Randall Lewis and Dr. James McDonald, Economics

In the field of economics, the estimation of causal relationships is fundamental. The economist formulates a model or mechanism through which human behavior affects outcomes. Then, by using real-world data, economists can estimate these relationships. For example, one simple relationship that has been a subject of study is the causal effect of education on income. Whereas in other fields correlation is typically the object of interest, in economics, the actual quantitative effect on outcomes of changing a causal variable, such as years of education, is of interest.

In order to determine the average effect of changing a variable by one unit, data gathered from a representative sample can be used to estimate a relationship such as log(Income) = β1 + β2*YearsEducation. One technique which has become the workhorse of economic analysis is ordinary least squares (OLS) estimation. OLS estimates a linear relationship by obtaining the “best fit” of the data through minimizing the square of the residuals, the differences between the actual observations and the model’s predictions.

Several assumptions are made implicitly when using least squares and performing statistical inference on the estimated model. Three assumptions are homoskedasticity, no serial correlation, and normality of the residuals. Econometricians have formulated methods to account for these issues. Another possible problem in the data is censoring, where a threshold is observed instead of the actual value of the variable (observations such as “income is greater than $80,000”). Data censoring of the outcome variable exacerbates the three problems mentioned above. In fact, while OLS is the best way to obtain the model estimates (a minimum variance unbiased estimator), under censoring, it can be far from the true relationship, a condition known as bias. Amemiya (1978) has shown that when the sample size grows quite large, the tobit model proposed by Tobin (1958) gives consistent results and thus solves the problem of data censoring, as long as none of the three assumptions above are violated.

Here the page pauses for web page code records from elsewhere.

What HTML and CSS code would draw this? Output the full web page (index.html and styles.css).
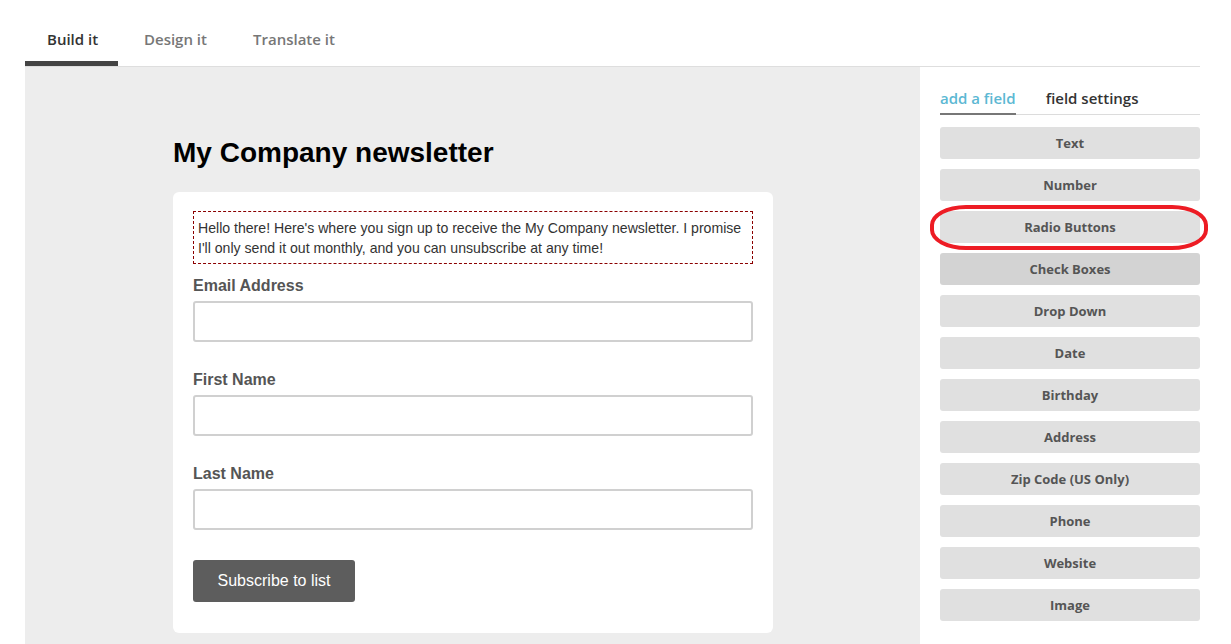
FILE: index.html
```html
<!DOCTYPE html>
<html>
<head>
<meta charset="utf-8">
<link rel="stylesheet" href="styles.css">
</head>
<body>
<div class="page">
  <nav class="tabs">
    <a class="tab active">Build it</a>
    <a class="tab">Design it</a>
    <a class="tab">Translate it</a>
  </nav>
  <div class="content">
    <main class="canvas">
      <h1 class="title">My Company newsletter</h1>
      <div class="card">
        <div class="intro">Hello there! Here's where you sign up to receive the My Company newsletter. I promise I'll only send it out monthly, and you can unsubscribe at any time!</div>
        <div class="field">
          <label class="label">Email Address</label>
          <div class="input"></div>
        </div>
        <div class="field">
          <label class="label">First Name</label>
          <div class="input"></div>
        </div>
        <div class="field">
          <label class="label">Last Name</label>
          <div class="input"></div>
        </div>
        <button class="submit">Subscribe to list</button>
      </div>
    </main>
    <aside class="sidebar">
      <div class="side-tabs">
        <span class="side-tab active">add a field</span>
        <span class="side-tab">field settings</span>
      </div>
      <div class="field-list">
        <div class="fbtn">Text</div>
        <div class="fbtn">Number</div>
        <div class="fbtn highlighted">Radio Buttons<span class="circle"></span></div>
        <div class="fbtn hover">Check Boxes</div>
        <div class="fbtn">Drop Down</div>
        <div class="fbtn">Date</div>
        <div class="fbtn">Birthday</div>
        <div class="fbtn">Address</div>
        <div class="fbtn">Zip Code (US Only)</div>
        <div class="fbtn">Phone</div>
        <div class="fbtn">Website</div>
        <div class="fbtn">Image</div>
      </div>
    </aside>
  </div>
</div>
</body>
</html>
```

FILE: styles.css
```css
* { box-sizing: border-box; }
html, body { margin: 0; padding: 0; background: #fff; overflow: hidden; }
body { width: 1231px; height: 644px; font-family: "Open Sans", sans-serif; }

.page { margin: 0 31px 0 25px; }

.tabs {
  display: flex;
  height: 67px;
  padding-top: 22px;
  border-bottom: 1px solid #dedede;
}
.tab {
  display: block;
  height: 44px;
  padding: 7px 0 0;
  font-size: 15px;
  font-weight: 600;
  color: #777;
}
.tab:nth-child(1) { width: 93px; padding-left: 22px; }
.tab:nth-child(2) { margin-left: 26px; width: 109px; }
.tab.active { color: #333; border-bottom: 5px solid #444; }

.content { display: flex; height: 577px; }

.canvas {
  width: 895px;
  background: #ededed;
  padding: 69px 0 0 148px;
}
.title {
  margin: 0 0 22px;
  font-family: "Liberation Sans", Arial, sans-serif;
  font-size: 28px;
  font-weight: bold;
  line-height: 34px;
  color: #000;
}
.card {
  width: 600px;
  background: #fff;
  border-radius: 6px;
  padding: 19px 20px 31px;
  font-family: "Liberation Sans", Arial, sans-serif;
}
.intro {
  border: 1px dashed #8b0000;
  padding: 6px 4px 5px;
  font-size: 14.1px;
  line-height: 20px;
  color: #333;
  margin-bottom: 12px;
}
.field { margin-bottom: 28px; }
.field:nth-of-type(4) { margin-bottom: 30px; }
.label {
  display: block;
  font-size: 16px;
  font-weight: bold;
  line-height: 20px;
  color: #555;
  margin-bottom: 5px;
}
.input {
  height: 41px;
  border: 2px solid #d0d0d0;
  border-radius: 3px;
  background: #fff;
}
.submit {
  display: block;
  width: 162px;
  height: 42px;
  border: 0;
  border-radius: 3px;
  background: #5d5d5d;
  color: #fff;
  font-family: "Liberation Sans", Arial, sans-serif;
  font-size: 16px;
  padding: 0;
}

.sidebar {
  width: 280px;
  background: #fff;
  padding: 19px 0 0 20px;
}
.side-tabs {
  display: flex;
  gap: 30px;
  border-bottom: 1px solid #dcdcdc;
  height: 29px;
}
.side-tab {
  font-size: 15px;
  font-weight: 600;
  color: #333;
  line-height: 22px;
  padding-top: 1px;
}
.side-tab.active {
  color: #5cb8d3;
  border-bottom: 2px solid #777;
  height: 29px;
}
.field-list {
  display: flex;
  flex-direction: column;
  gap: 10px;
  padding-top: 12px;
}
.fbtn {
  position: relative;
  height: 32px;
  background: #e0e0e0;
  border-radius: 3px;
  font-size: 13px;
  font-weight: 700;
  color: #555;
  text-align: center;
  line-height: 32px;
}
.fbtn.hover { background: #d3d3d3; }
.circle {
  position: absolute;
  left: -10px;
  top: -6px;
  width: 278px;
  height: 45px;
  border: 4px solid #ed1c24;
  border-radius: 36px / 20px;
  pointer-events: none;
}
```
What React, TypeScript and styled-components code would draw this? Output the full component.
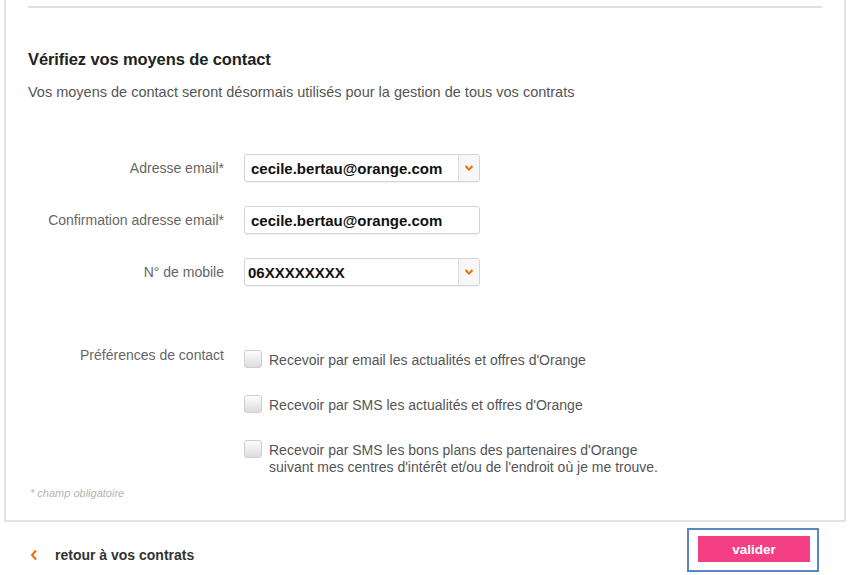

Unfortunately, when any one of the three assumptions above are violated, it has been shown that the tobit model is not necessarily reliable. Researchers have attempted to address each of these problems. In our research, we addressed the problem of nonnormality of the residuals in order to provide a better estimation method.

The method that we implemented and tested against various alternatives is known as quasi-maximum likelihood estimation (QMLE). QMLE uses the advantages of maximum likelihood estimation while allowing for residual distribution flexibility. By using several families of probability density functions that have the normal distribution as a special case, QMLE also allows for nested hypothesis testing and includes the tobit as a special case. This helps guard against overfitting (making the model fit the data), which reduces the model’s predictive power.

The distribution families that we used were the skewed generalized t (SGT), exponential generalized beta of the second kind (EGB2), and inverse hyperbolic sine (IHS). To test the QMLE using these distribution families, we estimated a model of out of pocket health care expenditures and performed a simulation study where we randomly generated thousands of datasets to test the performance of the estimators. We also included the censored least absolute deviation (CLAD), Heckman, and semiparametric least squares (SP-LS) estimators in our comparison against the OLS, non-censored least squares (NC-OLS), and tobit estimators.

The results from the out of pocket health care expenditures model suggest that the residuals are not normally distributed (above left) and that the tobit model produces substantially different results from those of the models that allow for skewness and thick tails in the residual distribution (above right). CLAD, which has been shown to perform quite well under general conditions, also has substantially different results from the tobit. Thus, given the nonnormality of the residuals, one would be better off using one of the alternative methods.

The simulation study corroborated the health care example results by showing that under normality, the tobit model does the best. But, upon introducing nonnormality in the residuals, the other models performed far better by reducing the bias and variability of the estimate. Thick-tailed and skewed residuals both greatly diminished the usefulness of the tobit in producing reliable results. The other models did much better, with the QMLE models performing the best in terms of mean squared error.

In conclusion, if one is willing to use the tobit to estimate a model, it may prove useful to also estimate the model using these QMLE methods to determine whether the assumption of normality is reasonable. As in the health care expenditure model, one of the other methods may provide more reliable results with more valid inference.

References

• Amemiya, T., 1973. “Regression Analysis when the Dependent Variable is a Truncated Normal.” Econometrica, 41, 997-1016.
• Tobin, J., 1958. “Estimation of Relationships for Limited Dependent Variables.” Econometrica, 26, 24-36.